#### Entries shown

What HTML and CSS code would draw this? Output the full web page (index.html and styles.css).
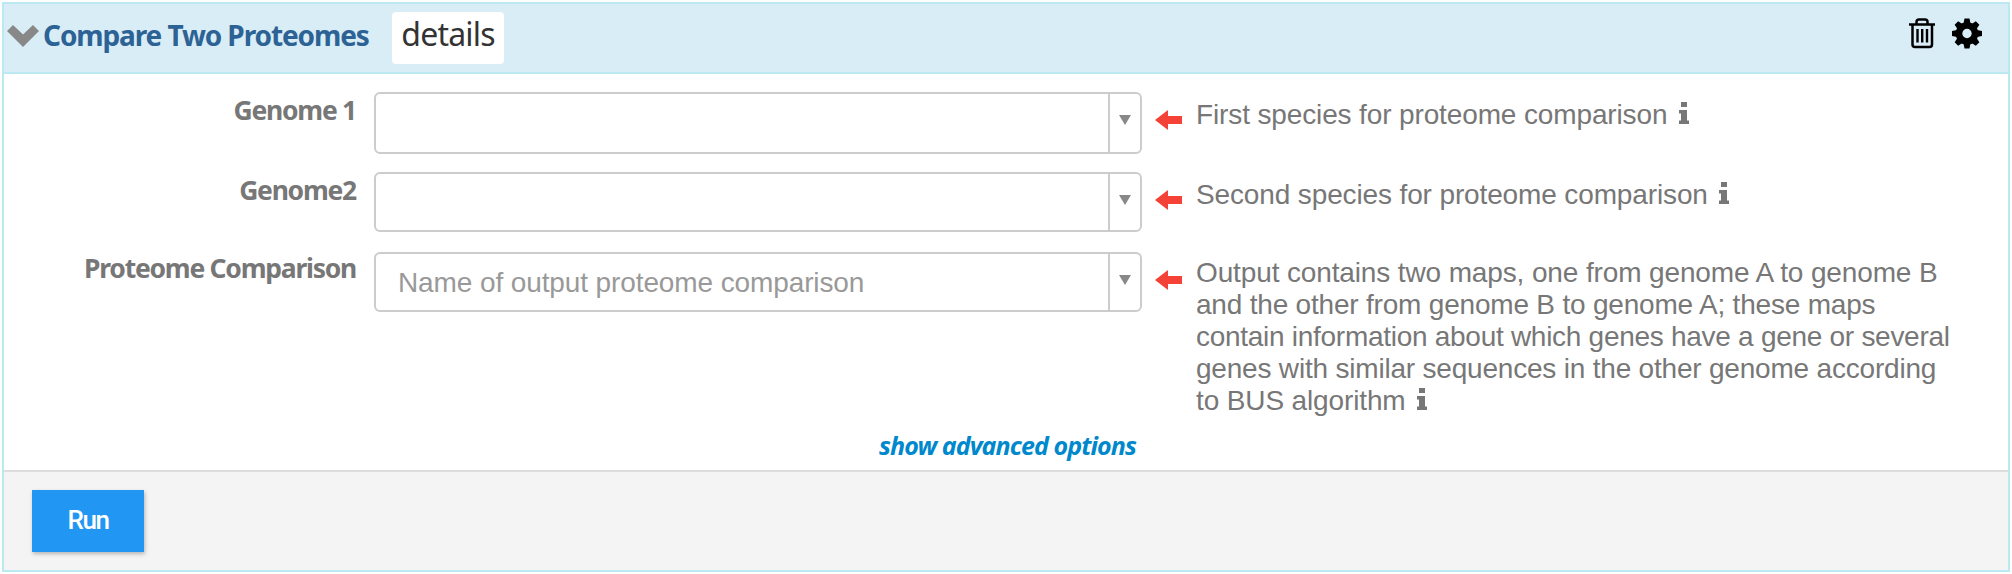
FILE: index.html
```html
<!DOCTYPE html>
<html lang="en">
<head>
<meta charset="utf-8">
<title>Compare Two Proteomes</title>
<link rel="stylesheet" href="styles.css">
</head>
<body>
<section class="panel">
  <header class="panel-head">
    <svg class="chevron" viewBox="0 0 32 22"><path d="M0 6L6 0L16 9.5L26 0L32 6L16 22Z"/></svg>
    <h1 class="title">Compare Two Proteomes</h1>
    <span class="details"><span class="details-text">details</span></span>
    <div class="actions">
      <svg class="trash" viewBox="0 0 26 31"><g fill="none" stroke="#000"><path stroke-width="2.5" d="M0 6.5H26M7.5 6.5V4Q7.500 1.500 10 1.500H16Q18.500 1.500 18.500 4V6.500M3.500 7V26.500Q3.500 29 6 29H20.500Q23 29 23 26.500V7"/><path stroke-width="2.400" d="M8.500 11V24.500M13.200 11V24.500M18 11V24.500"/></g></svg>
      <svg class="gear" viewBox="-15 -15 30 30"><circle r="8" fill="none" stroke="#000" stroke-width="6.600"/><g id="teeth"><path d="M-3.500 -10L-2.500 -15H2.500L3.500 -10ZM-3.500 10L-2.500 15H2.500L3.500 10ZM-10 -3.500L-15 -2.500V2.500L-10 3.500ZM10 -3.500L15 -2.500V2.500L10 3.500Z"/></g><use href="#teeth" transform="rotate(45)"/></svg>
    </div>
  </header>
  <main class="form">
    <div class="row">
      <label class="label">Genome 1</label>
      <div class="select tall"><span class="value"></span><span class="toggle"><svg viewBox="0 0 12 10"><path d="M0 0H12L6 10Z"/></svg></span></div>
      <svg class="required" viewBox="0 0 27 20"><path d="M0 10L13 0V6H27V14H13V20Z"/></svg>
      <p class="help">First species for proteome comparison <svg class="info" viewBox="0 0 10 22"><path d="M2 0H8V5H2ZM0 8H8V18.500H10V22H0V18.500H2V11.500H0Z"/></svg></p>
    </div>
    <div class="row">
      <label class="label">Genome2</label>
      <div class="select"><span class="value"></span><span class="toggle"><svg viewBox="0 0 12 10"><path d="M0 0H12L6 10Z"/></svg></span></div>
      <svg class="required" viewBox="0 0 27 20"><path d="M0 10L13 0V6H27V14H13V20Z"/></svg>
      <p class="help">Second species for proteome comparison <svg class="info" viewBox="0 0 10 22"><path d="M2 0H8V5H2ZM0 8H8V18.500H10V22H0V18.500H2V11.500H0Z"/></svg></p>
    </div>
    <div class="row last">
      <label class="label raised">Proteome Comparison</label>
      <div class="select"><span class="value">Name of output proteome comparison</span><span class="toggle"><svg viewBox="0 0 12 10"><path d="M0 0H12L6 10Z"/></svg></span></div>
      <svg class="required" viewBox="0 0 27 20"><path d="M0 10L13 0V6H27V14H13V20Z"/></svg>
      <p class="help long">Output contains two maps, one from genome A to genome B<br><span class="snug">and the other from genome B to genome A; these maps</span><br><span class="tight">contain information about which genes have a gene or several</span><br><span class="snug">genes with similar sequences in the other genome according</span><br>to BUS algorithm <svg class="info" viewBox="0 0 10 22"><path d="M2 0H8V5H2ZM0 8H8V18.500H10V22H0V18.500H2V11.500H0Z"/></svg></p>
    </div>
    <a class="advanced">show advanced options</a>
  </main>
  <footer class="foot"><button class="run">Run</button></footer>
</section>
</body>
</html>
```
FILE: styles.css
```css
* { box-sizing: border-box; }
body { margin: 0; padding: 2px; background: #fff; font-family: "Noto Sans", sans-serif; }
.panel { width: 2008px; height: 570px; border: 2px solid #bce8f1; display: flex; flex-direction: column; }
.panel-head { height: 70px; flex: none; background: #d9edf7; border-bottom: 2px solid #bce8f1; display: flex; align-items: flex-start; padding-left: 3px; }
.chevron { width: 32px; height: 22px; margin-top: 21px; fill: #888; }
.title { margin: 11px 0 0 4px; width: 349px; font-size: 28px; line-height: 40px; font-weight: 700; color: #2d6294; letter-spacing: -1.1px; white-space: nowrap; }
.details { width: 112px; height: 52px; margin-top: 8px; background: #fff; border-radius: 4px; text-align: center; color: #333; }
.details-text { display: block; font-size: 32px; line-height: 44px; letter-spacing: -0.8px; }
.actions { margin-left: auto; padding: 14px 26px 0 0; display: flex; gap: 17px; }
.trash { width: 26px; height: 31px; }
.gear { width: 30px; height: 31px; }
.form { height: 396px; flex: none; padding-top: 18px; display: flex; flex-direction: column; }
.row { display: flex; height: 80px; align-items: flex-start; }
.row.last { height: 177px; }
.label { width: 352px; padding-top: 1px; text-align: right; font-size: 26.5px; line-height: 34px; font-weight: 700; color: #777; letter-spacing: -1.25px; white-space: nowrap; }
.label.raised { padding-top: 0; margin-top: -1px; }
.select { width: 768px; height: 60px; margin-left: 18px; border: 2px solid #ccc; border-radius: 6px; display: flex; }
.select.tall { height: 62px; }
.value { flex: 1; padding: 1px 0 0 22px; font: 28px/56px "Liberation Sans", sans-serif; letter-spacing: -0.11px; color: #999; white-space: nowrap; }
.toggle { width: 32px; border-left: 2px solid #ccc; padding: 21px 0 0 9px; }
.toggle svg { display: block; width: 12px; height: 10px; fill: #888; }
.required { width: 27px; height: 20px; margin: 18px 0 0 13px; fill: #f44336; }
.help { margin: 7px 0 0 14px; font: 28px/32px "Liberation Sans", sans-serif; letter-spacing: -0.13px; color: #777; white-space: nowrap; }
.help.long { margin-top: 5px; }
.snug { letter-spacing: -0.2px; }
.tight { letter-spacing: -0.28px; }
.info { width: 10px; height: 22px; margin-left: 4px; fill: #777; }
.advanced { align-self: flex-end; margin-right: 872px; font-size: 25px; line-height: 32px; font-weight: 700; font-style: italic; color: #0088cc; letter-spacing: -0.9px; }
.foot { flex: 1; background: #f4f4f4; border-top: 2px solid #ddd; padding: 18px 0 0 28px; }
.run { display: block; width: 112px; height: 62px; border: 0; padding: 0 0 2px; background: #2196f3; color: #fff; font: 500 26px/58px Roboto, sans-serif; letter-spacing: -1.4px; box-shadow: 1px 2px 4px rgba(0,0,0,.26); }
```
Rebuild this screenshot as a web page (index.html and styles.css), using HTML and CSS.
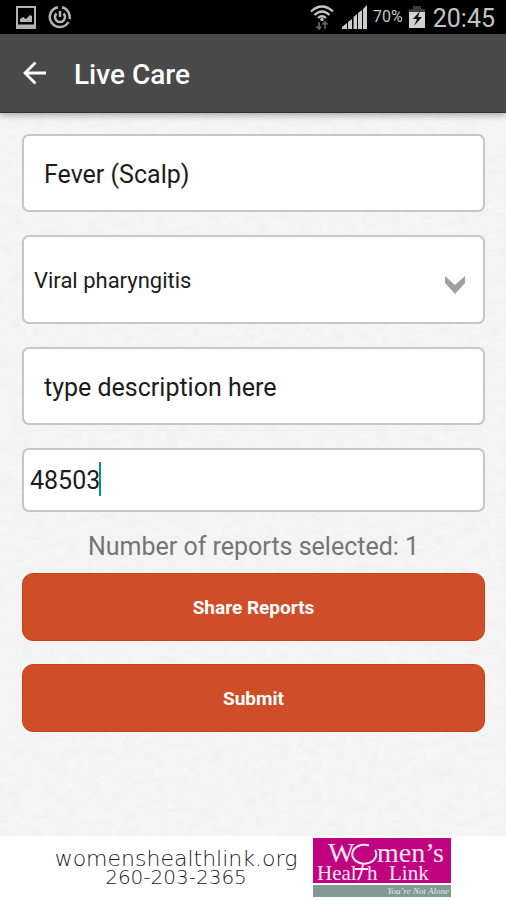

########

> **Task brief**:
Above are the records; copy every line in them that holds the word "styles".

> **Expected output**:
What HTML and CSS code would draw this? Output the full web page (index.html and styles.css).
<link rel="stylesheet" href="styles.css">
FILE: styles.css
Rebuild this screenshot as a web page (index.html and styles.css), using HTML and CSS.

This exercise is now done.